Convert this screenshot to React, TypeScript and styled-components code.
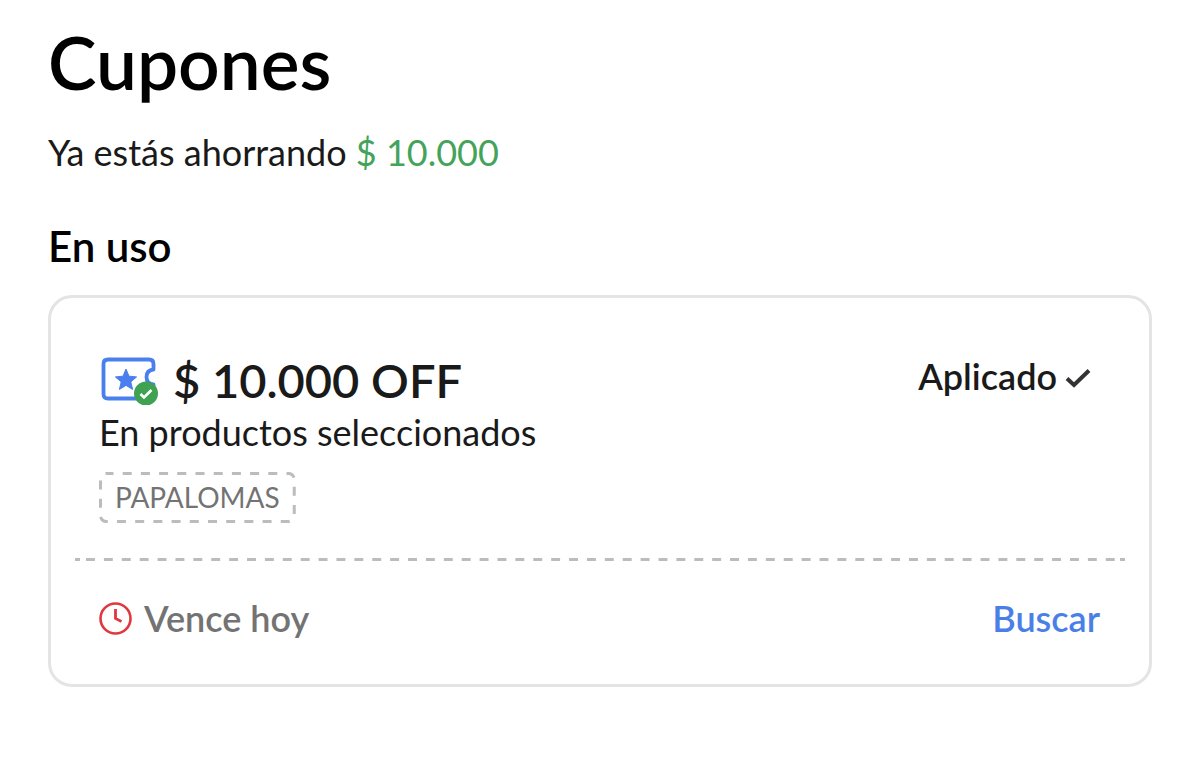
import React from "react";
import styled, { createGlobalStyle } from "styled-components";

const GlobalStyle = createGlobalStyle`
  *, *::before, *::after { box-sizing: border-box; }
  body {
    margin: 0;
    background: #fff;
    color: #1a1a1a;
    font-family: Lato, "Open Sans", sans-serif;
    font-size: 36px;
    line-height: 40px;
  }
`;

const Page = styled.main`
  padding: 22px 48px 48px;
`;

const Title = styled.h1`
  margin: 0;
  color: #000;
  font-size: 73px;
  font-weight: 600;
  line-height: 80px;
`;

const Savings = styled.p`
  margin: 30px 0 0;
`;

const Amount = styled.span`
  color: #43a35a;
`;

const SectionTitle = styled.h2`
  margin: 48px 0 0;
  color: #000;
  font-size: 42px;
  font-weight: 600;
  line-height: 52px;
`;

const Card = styled.article`
  margin-top: 23px;
  padding: 54px 24px 46px;
  border: 3px solid #e4e4e4;
  border-radius: 24px;
`;

const CardTop = styled.div`
  display: flex;
  justify-content: space-between;
  align-items: flex-start;
  padding: 0 34px 0 24px;
`;

const Offer = styled.h3`
  display: flex;
  align-items: center;
  gap: 14px;
  margin: 0;
  font-size: 47px;
  font-weight: 600;
  line-height: 56px;
`;

const Scope = styled.p`
  margin: 4px 0 0;
`;

const Code = styled.span`
  position: relative;
  display: inline-block;
  margin-top: 20px;
  padding: 7px 16px 8px;
  color: #737373;
  font-size: 28px;
  line-height: 36px;
`;

const CodeOutline = styled.svg`
  position: absolute;
  inset: 0;
  width: 100%;
  height: 100%;

  rect {
    width: calc(100% - 3px);
    height: calc(100% - 3px);
  }
`;

const CodeLine = styled.div`
  display: flex;
`;

const Status = styled.div`
  display: flex;
  align-items: center;
  gap: 8px;
  padding-top: 4px;
  font-weight: 600;
`;

const Divider = styled.hr`
  height: 3px;
  margin: 35px 0 0;
  padding: 0 1px 0 11px;
  border: 0;
  background-image:
    linear-gradient(#bcbcbc, #bcbcbc),
    linear-gradient(#bcbcbc, #bcbcbc),
    linear-gradient(90deg, #bcbcbc 50%, transparent 50%);
  background-origin: border-box, border-box, content-box;
  background-clip: border-box, border-box, content-box;
  background-position: left top, right top, left top;
  background-repeat: no-repeat, no-repeat, round;
  background-size: 5px 3px, 5px 3px, 18px 3px;
`;

const CardBottom = styled.div`
  display: flex;
  justify-content: space-between;
  align-items: center;
  padding: 37px 25px 0 24px;
  font-weight: 600;
`;

const Expiry = styled.div`
  display: flex;
  align-items: center;
  gap: 12px;
  color: #737373;
`;

const SearchLink = styled.a`
  color: #4a7fe8;
  text-decoration: none;
`;

const CouponIcon = () => (
  <svg width="60" height="50" viewBox="0 0 60 50" fill="none" aria-hidden="true">
    <path
      d="M9 4.500H50Q54.500 4.500 54.500 9V14.500C50 15 47.500 18 47.500 22C47.500 26 50 29 54.500 29.500V36Q54.500 43.500 48 43.500H9Q4.500 43.500 4.500 39V9Q4.500 4.500 9 4.500Z"
      stroke="#4a80ee"
      strokeWidth="3.800"
      strokeLinejoin="round"
    />
    <path
      d="M27 14L30 21.200L37.600 21.900L31.800 26.900L33.600 34.400L27 30.400L20.400 34.400L22.200 26.900L16.400 21.900L24 21.200Z"
      fill="#4a80ee"
      stroke="#4a80ee"
      strokeLinejoin="round"
    />
    <circle cx="47" cy="38.500" r="12" fill="#3fa152" />
    <path d="M41.500 39L45 42.500L52.500 35" stroke="#fff" strokeWidth="2.600" />
  </svg>
);

const CheckIcon = () => (
  <svg width="26" height="24" viewBox="0 0 26 24" fill="none" aria-hidden="true">
    <path d="M2 14.500L9 21L24 6.500" stroke="#333" strokeWidth="4" />
  </svg>
);

const ClockIcon = () => (
  <svg width="33" height="33" viewBox="0 0 33 33" fill="none" aria-hidden="true">
    <circle cx="16.500" cy="16.500" r="15" stroke="#e0383e" strokeWidth="2.600" />
    <path d="M16.500 7V16.500L22.500 19.500" stroke="#e0383e" strokeWidth="2.800" />
  </svg>
);

export default function App() {
  return (
    <>
      <GlobalStyle />
      <Page>
        <Title>Cupones</Title>
        <Savings>
          Ya estás ahorrando <Amount>$ 10.000</Amount>
        </Savings>
        <SectionTitle>En uso</SectionTitle>
        <Card>
          <CardTop>
            <div>
              <Offer>
                <CouponIcon />
                $ 10.000 OFF
              </Offer>
              <Scope>En productos seleccionados</Scope>
              <CodeLine>
                <Code>
                  PAPALOMAS
                  <CodeOutline aria-hidden="true">
                    <rect
                      x="1.5"
                      y="1.5"
                      rx="6"
                      fill="none"
                      stroke="#bcbcbc"
                      strokeWidth="3"
                      strokeDasharray="9 9.2"
                      strokeDashoffset="2"
                    />
                  </CodeOutline>
                </Code>
              </CodeLine>
            </div>
            <Status>
              Aplicado
              <CheckIcon />
            </Status>
          </CardTop>
          <Divider />
          <CardBottom>
            <Expiry>
              <ClockIcon />
              Vence hoy
            </Expiry>
            <SearchLink href="#buscar">Buscar</SearchLink>
          </CardBottom>
        </Card>
      </Page>
    </>
  );
}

## The task
Copy the material above exactly and drop the pictures.

## Final answer
Convert this screenshot to React, TypeScript and styled-components code.
import React from "react";
import styled, { createGlobalStyle } from "styled-components";

const GlobalStyle = createGlobalStyle`
  *, *::before, *::after { box-sizing: border-box; }
  body {
    margin: 0;
    background: #fff;
    color: #1a1a1a;
    font-family: Lato, "Open Sans", sans-serif;
    font-size: 36px;
    line-height: 40px;
  }
`;

const Page = styled.main`
  padding: 22px 48px 48px;
`;

const Title = styled.h1`
  margin: 0;
  color: #000;
  font-size: 73px;
  font-weight: 600;
  line-height: 80px;
`;

const Savings = styled.p`
  margin: 30px 0 0;
`;

const Amount = styled.span`
  color: #43a35a;
`;

const SectionTitle = styled.h2`
  margin: 48px 0 0;
  color: #000;
  font-size: 42px;
  font-weight: 600;
  line-height: 52px;
`;

const Card = styled.article`
  margin-top: 23px;
  padding: 54px 24px 46px;
  border: 3px solid #e4e4e4;
  border-radius: 24px;
`;

const CardTop = styled.div`
  display: flex;
  justify-content: space-between;
  align-items: flex-start;
  padding: 0 34px 0 24px;
`;

const Offer = styled.h3`
  display: flex;
  align-items: center;
  gap: 14px;
  margin: 0;
  font-size: 47px;
  font-weight: 600;
  line-height: 56px;
`;

const Scope = styled.p`
  margin: 4px 0 0;
`;

const Code = styled.span`
  position: relative;
  display: inline-block;
  margin-top: 20px;
  padding: 7px 16px 8px;
  color: #737373;
  font-size: 28px;
  line-height: 36px;
`;

const CodeOutline = styled.svg`
  position: absolute;
  inset: 0;
  width: 100%;
  height: 100%;

  rect {
    width: calc(100% - 3px);
    height: calc(100% - 3px);
  }
`;

const CodeLine = styled.div`
  display: flex;
`;

const Status = styled.div`
  display: flex;
  align-items: center;
  gap: 8px;
  padding-top: 4px;
  font-weight: 600;
`;

const Divider = styled.hr`
  height: 3px;
  margin: 35px 0 0;
  padding: 0 1px 0 11px;
  border: 0;
  background-image:
    linear-gradient(#bcbcbc, #bcbcbc),
    linear-gradient(#bcbcbc, #bcbcbc),
    linear-gradient(90deg, #bcbcbc 50%, transparent 50%);
  background-origin: border-box, border-box, content-box;
  background-clip: border-box, border-box, content-box;
  background-position: left top, right top, left top;
  background-repeat: no-repeat, no-repeat, round;
  background-size: 5px 3px, 5px 3px, 18px 3px;
`;

const CardBottom = styled.div`
  display: flex;
  justify-content: space-between;
  align-items: center;
  padding: 37px 25px 0 24px;
  font-weight: 600;
`;

const Expiry = styled.div`
  display: flex;
  align-items: center;
  gap: 12px;
  color: #737373;
`;

const SearchLink = styled.a`
  color: #4a7fe8;
  text-decoration: none;
`;

const CouponIcon = () => (
  <svg width="60" height="50" viewBox="0 0 60 50" fill="none" aria-hidden="true">
    <path
      d="M9 4.500H50Q54.500 4.500 54.500 9V14.500C50 15 47.500 18 47.500 22C47.500 26 50 29 54.500 29.500V36Q54.500 43.500 48 43.500H9Q4.500 43.500 4.500 39V9Q4.500 4.500 9 4.500Z"
      stroke="#4a80ee"
      strokeWidth="3.800"
      strokeLinejoin="round"
    />
    <path
      d="M27 14L30 21.200L37.600 21.900L31.800 26.900L33.600 34.400L27 30.400L20.400 34.400L22.200 26.900L16.400 21.900L24 21.200Z"
      fill="#4a80ee"
      stroke="#4a80ee"
      strokeLinejoin="round"
    />
    <circle cx="47" cy="38.500" r="12" fill="#3fa152" />
    <path d="M41.500 39L45 42.500L52.500 35" stroke="#fff" strokeWidth="2.600" />
  </svg>
);

const CheckIcon = () => (
  <svg width="26" height="24" viewBox="0 0 26 24" fill="none" aria-hidden="true">
    <path d="M2 14.500L9 21L24 6.500" stroke="#333" strokeWidth="4" />
  </svg>
);

const ClockIcon = () => (
  <svg width="33" height="33" viewBox="0 0 33 33" fill="none" aria-hidden="true">
    <circle cx="16.500" cy="16.500" r="15" stroke="#e0383e" strokeWidth="2.600" />
    <path d="M16.500 7V16.500L22.500 19.500" stroke="#e0383e" strokeWidth="2.800" />
  </svg>
);

export default function App() {
  return (
    <>
      <GlobalStyle />
      <Page>
        <Title>Cupones</Title>
        <Savings>
          Ya estás ahorrando <Amount>$ 10.000</Amount>
        </Savings>
        <SectionTitle>En uso</SectionTitle>
        <Card>
          <CardTop>
            <div>
              <Offer>
                <CouponIcon />
                $ 10.000 OFF
              </Offer>
              <Scope>En productos seleccionados</Scope>
              <CodeLine>
                <Code>
                  PAPALOMAS
                  <CodeOutline aria-hidden="true">
                    <rect
                      x="1.5"
                      y="1.5"
                      rx="6"
                      fill="none"
                      stroke="#bcbcbc"
                      strokeWidth="3"
                      strokeDasharray="9 9.2"
                      strokeDashoffset="2"
                    />
                  </CodeOutline>
                </Code>
              </CodeLine>
            </div>
            <Status>
              Aplicado
              <CheckIcon />
            </Status>
          </CardTop>
          <Divider />
          <CardBottom>
            <Expiry>
              <ClockIcon />
              Vence hoy
            </Expiry>
            <SearchLink href="#buscar">Buscar</SearchLink>
          </CardBottom>
        </Card>
      </Page>
    </>
  );
}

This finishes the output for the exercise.